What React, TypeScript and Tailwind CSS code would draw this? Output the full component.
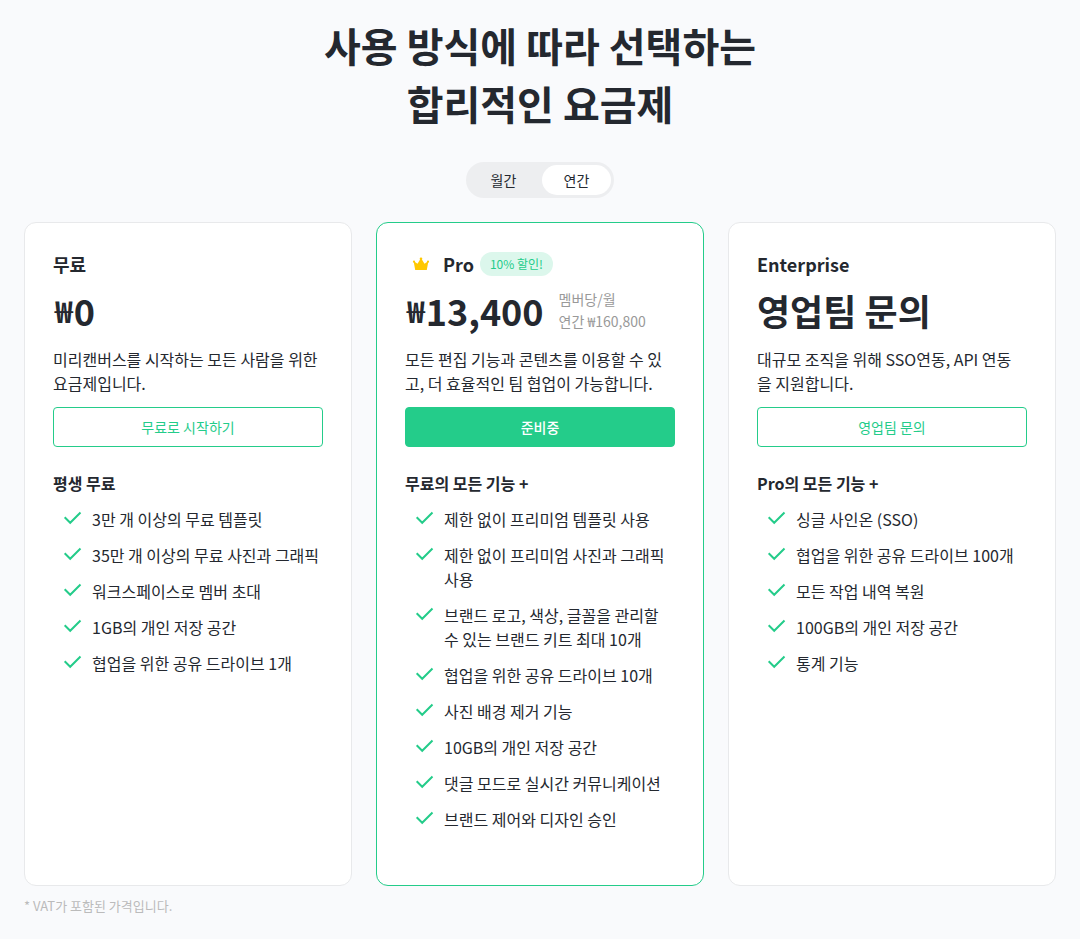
import type { ReactNode } from 'react';

type Plan = {
  name: string;
  badge?: string;
  currency?: string;
  price: string;
  priceNotes?: string[];
  description: string;
  action: string;
  featuresTitle: string;
  features: string[];
  highlighted?: boolean;
};

const plans: Plan[] = [
  {
    name: '무료',
    currency: '₩',
    price: '0',
    description: '미리캔버스를 시작하는 모든 사람을 위한 요금제입니다.',
    action: '무료로 시작하기',
    featuresTitle: '평생 무료',
    features: [
      '3만 개 이상의 무료 템플릿',
      '35만 개 이상의 무료 사진과 그래픽',
      '워크스페이스로 멤버 초대',
      '1GB의 개인 저장 공간',
      '협업을 위한 공유 드라이브 1개',
    ],
  },
  {
    name: 'Pro',
    badge: '10% 할인!',
    currency: '₩',
    price: '13,400',
    priceNotes: ['멤버당/월', '연간 ₩160,800'],
    description: '모든 편집 기능과 콘텐츠를 이용할 수 있고, 더 효율적인 팀 협업이 가능합니다.',
    action: '준비중',
    featuresTitle: '무료의 모든 기능 +',
    features: [
      '제한 없이 프리미엄 템플릿 사용',
      '제한 없이 프리미엄 사진과 그래픽 사용',
      '브랜드 로고, 색상, 글꼴을 관리할 수 있는 브랜드 키트 최대 10개',
      '협업을 위한 공유 드라이브 10개',
      '사진 배경 제거 기능',
      '10GB의 개인 저장 공간',
      '댓글 모드로 실시간 커뮤니케이션',
      '브랜드 제어와 디자인 승인',
    ],
    highlighted: true,
  },
  {
    name: 'Enterprise',
    price: '영업팀 문의',
    description: '대규모 조직을 위해 SSO연동, API 연동\n을 지원합니다.',
    action: '영업팀 문의',
    featuresTitle: 'Pro의 모든 기능 +',
    features: [
      '싱글 사인온 (SSO)',
      '협업을 위한 공유 드라이브 100개',
      '모든 작업 내역 복원',
      '100GB의 개인 저장 공간',
      '통계 기능',
    ],
  },
];

function CheckIcon() {
  return (
    <svg className="w-5 h-5 shrink-0" viewBox="0 0 20 20" fill="none" aria-hidden="true">
      <path d="M1.7 10.3L7.2 15.8L17.5 5.5" stroke="#24cc8a" strokeWidth="2" />
    </svg>
  );
}

function CrownIcon() {
  return (
    <svg className="w-8 h-8 shrink-0" viewBox="0 0 32 32" fill="#ffc800" aria-hidden="true">
      <path d="M10.2 22L8.8 14.2L9.6 13.8L12.5 15.8L15.4 11H16.6L19.5 15.8L22.4 13.8L23.2 14.2L21.8 22Z" />
      <circle cx="9" cy="13.7" r="1.1" />
      <circle cx="16" cy="10.8" r="1.3" />
      <circle cx="23" cy="13.7" r="1.1" />
    </svg>
  );
}

function BillingOption({ value, checked, children }: { value: string; checked?: boolean; children: ReactNode }) {
  return (
    <label className="flex items-center justify-center w-[69px] h-[30px] rounded-full cursor-pointer has-checked:bg-white">
      <input type="radio" name="billing" value={value} defaultChecked={checked} className="appearance-none" />
      {children}
    </label>
  );
}

function PlanCard({ plan }: { plan: Plan }) {
  return (
    <section
      className={`flex-1 min-w-0 px-7 pt-7 pb-[54px] bg-white border rounded-xl ${
        plan.highlighted ? 'border-[#24cc8a]' : 'border-[#e8e9eb]'
      }`}
    >
      <div className="flex items-center h-[26px]">
        {plan.highlighted && (
          <span className="mr-1.5">
            <CrownIcon />
          </span>
        )}
        <h2 className="text-lg font-bold">{plan.name}</h2>
        {plan.badge && (
          <span className="ml-1.5 px-2.5 h-6 leading-6 text-xs rounded-full bg-[#dcf7ec] text-[#24cc8a]">
            {plan.badge}
          </span>
        )}
      </div>

      <div className="flex items-center gap-[15px] h-[54px] mt-1.5">
        <p className="flex items-center text-4xl font-bold whitespace-nowrap">
          {plan.currency && <span className="pl-0.5 pr-px text-3xl">{plan.currency}</span>}
          {plan.price}
        </p>
        {plan.priceNotes && (
          <div className="text-sm leading-[22px] text-[#999] whitespace-nowrap">
            {plan.priceNotes.map((note) => (
              <p key={note}>{note}</p>
            ))}
          </div>
        )}
      </div>

      <p className="mt-2.5 leading-6 whitespace-pre-line">{plan.description}</p>

      <button
        type="button"
        className={`w-full h-10 mt-3 text-sm border border-[#24cc8a] rounded-sm ${
          plan.highlighted ? 'bg-[#24cc8a] text-white font-medium' : 'bg-white text-[#24cc8a]'
        }`}
      >
        {plan.action}
      </button>

      <h3 className="mt-6 leading-6 font-bold">{plan.featuresTitle}</h3>
      <ul className="flex flex-col gap-3 mt-3 pl-2.5">
        {plan.features.map((feature) => (
          <li key={feature} className="flex gap-[9px] leading-6">
            <CheckIcon />
            <span>{feature}</span>
          </li>
        ))}
      </ul>
    </section>
  );
}

export default function App() {
  return (
    <main className="min-h-screen px-6 pt-4 pb-6 bg-[#f9fafc] text-[#24282f] font-['Noto_Sans_CJK_KR',sans-serif]">
      <h1 className="text-center text-[40px] leading-[58px] font-bold">
        사용 방식에 따라 선택하는
        <br />
        합리적인 요금제
      </h1>

      <div
        role="radiogroup"
        aria-label="결제 주기"
        className="flex gap-1 w-fit mx-auto mt-[30px] p-[3px] rounded-full bg-[#edeef0] text-sm"
      >
        <BillingOption value="monthly">월간</BillingOption>
        <BillingOption value="yearly" checked>
          연간
        </BillingOption>
      </div>

      <div className="flex gap-6 mt-6">
        {plans.map((plan) => (
          <PlanCard key={plan.name} plan={plan} />
        ))}
      </div>

      <p className="mt-2.5 text-[13px] leading-5 text-[#bbb]">* VAT가 포함된 가격입니다.</p>
    </main>
  );
}
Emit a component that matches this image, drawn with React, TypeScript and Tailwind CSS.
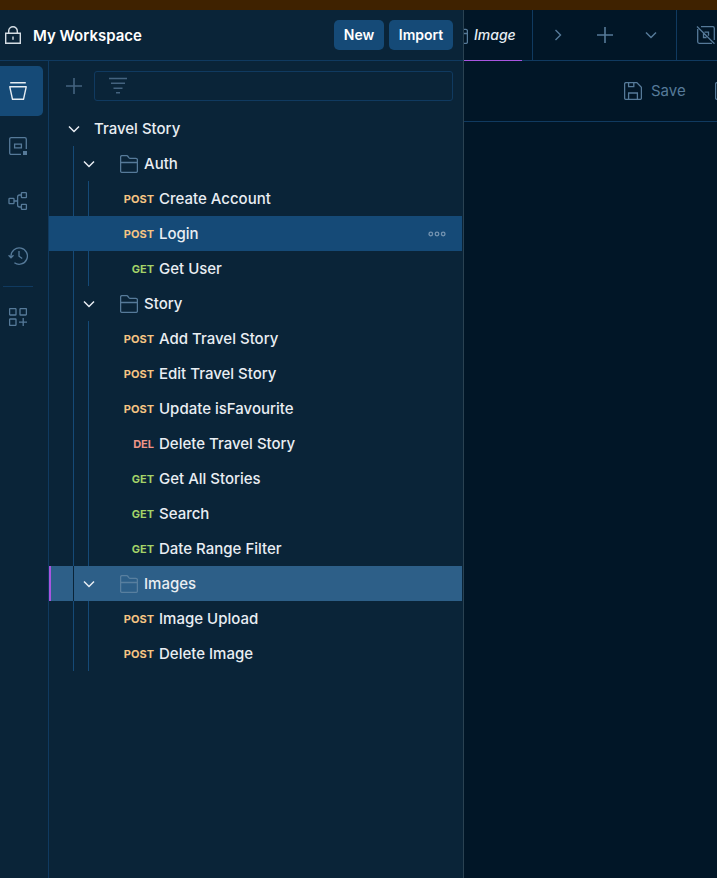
------------------------------------------------------------------------
Leave the pictures out, and print every line of the listing exactly as written.

What React, TypeScript and Tailwind CSS code would draw this? Output the full component.
import type { ReactNode } from 'react';

type Plan = {
  name: string;
  badge?: string;
  currency?: string;
  price: string;
  priceNotes?: string[];
  description: string;
  action: string;
  featuresTitle: string;
  features: string[];
  highlighted?: boolean;
};

const plans: Plan[] = [
  {
    name: '무료',
    currency: '₩',
    price: '0',
    description: '미리캔버스를 시작하는 모든 사람을 위한 요금제입니다.',
    action: '무료로 시작하기',
    featuresTitle: '평생 무료',
    features: [
      '3만 개 이상의 무료 템플릿',
      '35만 개 이상의 무료 사진과 그래픽',
      '워크스페이스로 멤버 초대',
      '1GB의 개인 저장 공간',
      '협업을 위한 공유 드라이브 1개',
    ],
  },
  {
    name: 'Pro',
    badge: '10% 할인!',
    currency: '₩',
    price: '13,400',
    priceNotes: ['멤버당/월', '연간 ₩160,800'],
    description: '모든 편집 기능과 콘텐츠를 이용할 수 있고, 더 효율적인 팀 협업이 가능합니다.',
    action: '준비중',
    featuresTitle: '무료의 모든 기능 +',
    features: [
      '제한 없이 프리미엄 템플릿 사용',
      '제한 없이 프리미엄 사진과 그래픽 사용',
      '브랜드 로고, 색상, 글꼴을 관리할 수 있는 브랜드 키트 최대 10개',
      '협업을 위한 공유 드라이브 10개',
      '사진 배경 제거 기능',
      '10GB의 개인 저장 공간',
      '댓글 모드로 실시간 커뮤니케이션',
      '브랜드 제어와 디자인 승인',
    ],
    highlighted: true,
  },
  {
    name: 'Enterprise',
    price: '영업팀 문의',
    description: '대규모 조직을 위해 SSO연동, API 연동\n을 지원합니다.',
    action: '영업팀 문의',
    featuresTitle: 'Pro의 모든 기능 +',
    features: [
      '싱글 사인온 (SSO)',
      '협업을 위한 공유 드라이브 100개',
      '모든 작업 내역 복원',
      '100GB의 개인 저장 공간',
      '통계 기능',
    ],
  },
];

function CheckIcon() {
  return (
    <svg className="w-5 h-5 shrink-0" viewBox="0 0 20 20" fill="none" aria-hidden="true">
      <path d="M1.7 10.3L7.2 15.8L17.5 5.5" stroke="#24cc8a" strokeWidth="2" />
    </svg>
  );
}

function CrownIcon() {
  return (
    <svg className="w-8 h-8 shrink-0" viewBox="0 0 32 32" fill="#ffc800" aria-hidden="true">
      <path d="M10.2 22L8.8 14.2L9.6 13.8L12.5 15.8L15.4 11H16.6L19.5 15.8L22.4 13.8L23.2 14.2L21.8 22Z" />
      <circle cx="9" cy="13.7" r="1.1" />
      <circle cx="16" cy="10.8" r="1.3" />
      <circle cx="23" cy="13.7" r="1.1" />
    </svg>
  );
}

function BillingOption({ value, checked, children }: { value: string; checked?: boolean; children: ReactNode }) {
  return (
    <label className="flex items-center justify-center w-[69px] h-[30px] rounded-full cursor-pointer has-checked:bg-white">
      <input type="radio" name="billing" value={value} defaultChecked={checked} className="appearance-none" />
      {children}
    </label>
  );
}

function PlanCard({ plan }: { plan: Plan }) {
  return (
    <section
      className={`flex-1 min-w-0 px-7 pt-7 pb-[54px] bg-white border rounded-xl ${
        plan.highlighted ? 'border-[#24cc8a]' : 'border-[#e8e9eb]'
      }`}
    >
      <div className="flex items-center h-[26px]">
        {plan.highlighted && (
          <span className="mr-1.5">
            <CrownIcon />
          </span>
        )}
        <h2 className="text-lg font-bold">{plan.name}</h2>
        {plan.badge && (
          <span className="ml-1.5 px-2.5 h-6 leading-6 text-xs rounded-full bg-[#dcf7ec] text-[#24cc8a]">
            {plan.badge}
          </span>
        )}
      </div>

      <div className="flex items-center gap-[15px] h-[54px] mt-1.5">
        <p className="flex items-center text-4xl font-bold whitespace-nowrap">
          {plan.currency && <span className="pl-0.5 pr-px text-3xl">{plan.currency}</span>}
          {plan.price}
        </p>
        {plan.priceNotes && (
          <div className="text-sm leading-[22px] text-[#999] whitespace-nowrap">
            {plan.priceNotes.map((note) => (
              <p key={note}>{note}</p>
            ))}
          </div>
        )}
      </div>

      <p className="mt-2.5 leading-6 whitespace-pre-line">{plan.description}</p>

      <button
        type="button"
        className={`w-full h-10 mt-3 text-sm border border-[#24cc8a] rounded-sm ${
          plan.highlighted ? 'bg-[#24cc8a] text-white font-medium' : 'bg-white text-[#24cc8a]'
        }`}
      >
        {plan.action}
      </button>

      <h3 className="mt-6 leading-6 font-bold">{plan.featuresTitle}</h3>
      <ul className="flex flex-col gap-3 mt-3 pl-2.5">
        {plan.features.map((feature) => (
          <li key={feature} className="flex gap-[9px] leading-6">
            <CheckIcon />
            <span>{feature}</span>
          </li>
        ))}
      </ul>
    </section>
  );
}

export default function App() {
  return (
    <main className="min-h-screen px-6 pt-4 pb-6 bg-[#f9fafc] text-[#24282f] font-['Noto_Sans_CJK_KR',sans-serif]">
      <h1 className="text-center text-[40px] leading-[58px] font-bold">
        사용 방식에 따라 선택하는
        <br />
        합리적인 요금제
      </h1>

      <div
        role="radiogroup"
        aria-label="결제 주기"
        className="flex gap-1 w-fit mx-auto mt-[30px] p-[3px] rounded-full bg-[#edeef0] text-sm"
      >
        <BillingOption value="monthly">월간</BillingOption>
        <BillingOption value="yearly" checked>
          연간
        </BillingOption>
      </div>

      <div className="flex gap-6 mt-6">
        {plans.map((plan) => (
          <PlanCard key={plan.name} plan={plan} />
        ))}
      </div>

      <p className="mt-2.5 text-[13px] leading-5 text-[#bbb]">* VAT가 포함된 가격입니다.</p>
    </main>
  );
}
Emit a component that matches this image, drawn with React, TypeScript and Tailwind CSS.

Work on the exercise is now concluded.